I also spent some time reading a new site I came across for an Ontario guide by the name of Ian Colin James, better known as the "Carpfather". Very cool information regarding fly fishing for carp though he also fly fishes for smallmouth bass.
We spent some time outside crunching around the icy grass and watching huge snowflakes fall in the 28 degree weather. My son took his aluminum baseball bat and was breaking ice off all kinds of frozen things around the yard. He even punched through the one inch thick ice covering the dog's water dish (the dog has been inside with us all this time).
We found out that tommorrow is going to bring more of the same though maybe more snow. School is cancelled and apperently the kids are OK with this (not sure about my wife). I'll find out at 9pm tonight whether my work site will be closed again. It likely will.
Tomorrow I may work on some white bass flies to use when the weather starts warming up which in Texas means in a day or two.
Saturday, January 13, 2007
This morning I went to my favorite local fly shop, Sportsmans Finest, in order to listen to a seminar given by a Texas guide by the name of Billy Trimble. The presentation was over how to improve catching white bass on the fly rod through tips and techniques and other information provided by Billy.
The white bass run here in Texas, which is when the fish come out of the deep lakes to spawn in creeks and river, lasts from around Valentine's Day through about Easter. It's an excellent opportunity to catch lots of good fighting (and good eating) white bass during this time. I've gone after them strictly with fly tackle for the past couple of years with dismal results hence the need to go to this seminar.
While the presentation was only a hour long, it was packed with good information such as the advantages of using a sinking line allowing for lighter flies and keeping the fly on the bottom in the strike zone. Also, another important technique was to keep the rod tip as close to the river bottom in order to keep the fly and fly line down and in the strike zone. Another tip was using no more than a 3 foot leader, preferably of denser, thinner fluorocarbon of no less than 3X to keep the fly down as well. All excellent information that apperently I could've used years ago.
So, I look forward to trying some of Billy's proven ideas during this year's run. It seems that Sportsman's Finest will be doing almost weekly free seminars on different subjects such as "Understanding Sinking Lines", "Blue Water fly fishing", etc. from here through April so there will be more opportunity to gain more knowledge this spring. Very cool.
Monday, January 08, 2007
Sunday afternoon I had about two hours before sunset to explore a section of the San Gabriel river at the low water bridge at CR100 and Highway 29 a.k.a Mankin's Crossing. I've always gone upriver with much success and the paddling and wading is always great.

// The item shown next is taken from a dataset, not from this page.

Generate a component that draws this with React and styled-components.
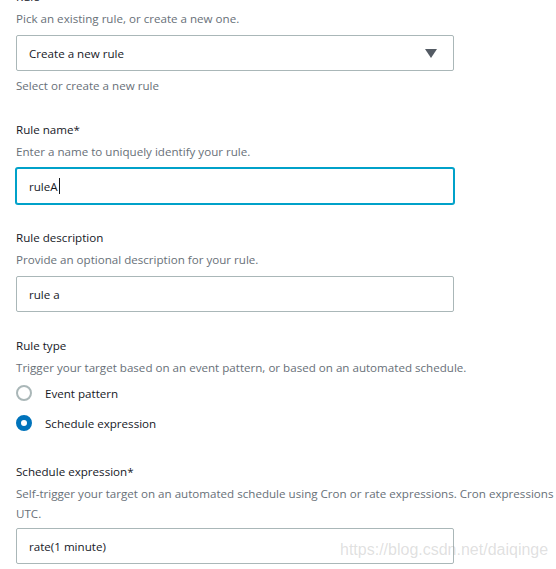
import React from "react";
import styled, { createGlobalStyle } from "styled-components";

const GlobalStyle = createGlobalStyle`
  html, body {
    margin: 0;
    padding: 0;
    background: #ffffff;
    overflow: hidden;
  }
  body {
    font-family: "Open Sans", "Liberation Sans", sans-serif;
    font-size: 11.6px;
    color: #16191f;
  }
`;

const Page = styled.div`
  position: relative;
  width: 556px;
  height: 569px;
  overflow: hidden;
`;

const Form = styled.div`
  display: flex;
  flex-direction: column;
  gap: 24px;
  margin-top: -13px;
  padding-left: 16px;
`;

const Field = styled.div`
  display: flex;
  flex-direction: column;
`;

const Label = styled.div`
  line-height: 20px;
  color: #16191f;
`;

const Description = styled.div`
  margin-top: 2px;
  margin-bottom: ${(p) => p.$gap ?? 6}px;
  line-height: 20px;
  color: #687078;
  white-space: nowrap;
`;

const Hint = styled.div`
  margin-top: 5px;
  line-height: 20px;
  color: #687078;
`;

const Box = styled.div`
  box-sizing: border-box;
  display: flex;
  align-items: center;
  width: 438px;
  height: 36px;
  padding: 0 12px;
  border: 1px solid ${(p) => (p.$focused ? "#00a1c9" : "#aab7b8")};
  box-shadow: ${(p) => (p.$focused ? "0 0 0 1px #00a1c9" : "none")};
  border-radius: 2px;
  background: #ffffff;
  color: #16191f;
`;

const SelectBox = styled(Box)`
  justify-content: space-between;
  padding-right: 16px;
`;

const Caret = styled.span`
  display: inline-block;
  width: 1px;
  height: 16px;
  margin-left: 1px;
  background: #16191f;
`;

const RadioGroup = styled.div`
  display: flex;
  flex-direction: column;
`;

const RadioRow = styled.div`
  display: flex;
  align-items: center;
  height: 30px;
  gap: 13px;
`;

const RadioDot = styled.span`
  box-sizing: border-box;
  width: 16px;
  height: 16px;
  border-radius: 50%;
  border: ${(p) => (p.$checked ? "5px solid #0073bb" : "2px solid #aab7b8")};
  background: #ffffff;
`;

const Watermark = styled.div`
  position: absolute;
  left: 340px;
  top: 541px;
  font-family: "Liberation Sans", Arial, sans-serif;
  font-size: 16px;
  color: rgba(150, 150, 150, 0.3);
  pointer-events: none;
`;

const Arrow = () => (
  <svg width="12" height="9" viewBox="0 0 12 9">
    <path d="M0 0 H12 L6 9 Z" fill="#545b64" />
  </svg>
);

export default function App() {
  return (
    <Page>
      <GlobalStyle />
      <Form>
        <Field>
          <Label>Rule</Label>
          <Description>Pick an existing rule, or create a new one.</Description>
          <SelectBox>
            <span>Create a new rule</span>
            <Arrow />
          </SelectBox>
          <Hint>Select or create a new rule</Hint>
        </Field>

        <Field>
          <Label>Rule name*</Label>
          <Description $gap={6}>Enter a name to uniquely identify your rule.</Description>
          <Box $focused>
            ruleA
            <Caret />
          </Box>
        </Field>

        <Field>
          <Label>Rule description</Label>
          <Description $gap={6}>Provide an optional description for your rule.</Description>
          <Box>rule a</Box>
        </Field>

        <Field>
          <Label>Rule type</Label>
          <Description $gap={0}>
            Trigger your target based on an event pattern, or based on an automated schedule.
          </Description>
          <RadioGroup>
            <RadioRow>
              <RadioDot />
              Event pattern
            </RadioRow>
            <RadioRow>
              <RadioDot $checked />
              Schedule expression
            </RadioRow>
          </RadioGroup>
        </Field>

        <Field>
          <Label>Schedule expression*</Label>
          <Description $gap={4}>
            Self-trigger your target on an automated schedule using Cron or rate expressions. Cron expressions
            <br />
            UTC.
          </Description>
          <Box>rate(1 minute)</Box>
        </Field>
      </Form>
      <Watermark>https://blog.csdn.net/daiqinge</Watermark>
    </Page>
  );
}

This time, I decided to explore the area downriver from the crossing. The first 150 to 200 yards were pretty much done walking as the water is basically too low in spots to paddle. What I did not like about the wade and also sections later is that the limestone riverbed has far too many gulleys or channels cut into it that make walking very difficult.
Eventually, I got to some sections that I could paddle but within short distance would come up to either some riffles or rapids which forced me to dismount. This repeated a few times. While this section of the river has some pretty areas, locating fish was difficult due to the water being a little muddy from recent rains though I have no doubt there are fish in there.
I eventually ended about a mile downstream where there was a decent waterfall leading to a narrow tree lined section then down to another waterfall where I stopped and started making the trek back.
I believe that even though it may take a while, the whole trek could have been made wading since the deepest sections I came across were no deeper than about 3 or 4 feet with most sections being less than 2 feet deep.
I think I'll stick to the large pools and flats found upstream.
Friday, January 05, 2007
Supposedly tomorrow will have high temperatures in the 50s with winds between 20 and 30 mph. That will be a big change from today's clear skies, calm winds and 73 degree weather. So, I went to my favorite local pond an hour and half before dusk to see if the brim were biting.
Shortly after arriving it looked as if there was a hatch occurring. Not a big one but I could see the brim sipping bugs in the calm, clear water. I tied on a size 14 stimulator and proceeded to catch about a dozen brim within the hour. The fish were cold to the touch though they fought well regardless. I expect the water temperature was somewhere around 58 degrees.
This was a nice way to wrap up a hectic work week.
If the weather warms back up on Sunday, I might head to the San Gabriel to do some exploring given we had a couple of inches of rain earlier in the week and so it should be flowing nicely.
Monday, January 01, 2007
Vacation time had to end unfortunetly. I do have a desk job that I need to return to tomorrow. Today I just took it easy and had one hour to fish the local park pond.
The skies were clear and blue and the temperature cool (around 54 degrees) with light winds. This time of year the pond get cold and clear. When I got there I saw several brim milling around the edge of the shore under a large ash tree.
I caught the first fish on a size 10 black gurgler. I had more luck with sub surface flies moved very slowly through the water. The takes were very subtle.
I think I caught about 8 redbreast sunfish and greenies in the one hour I was there. A good way to start the new year and freshen and relax the mind before starting work tomorrow.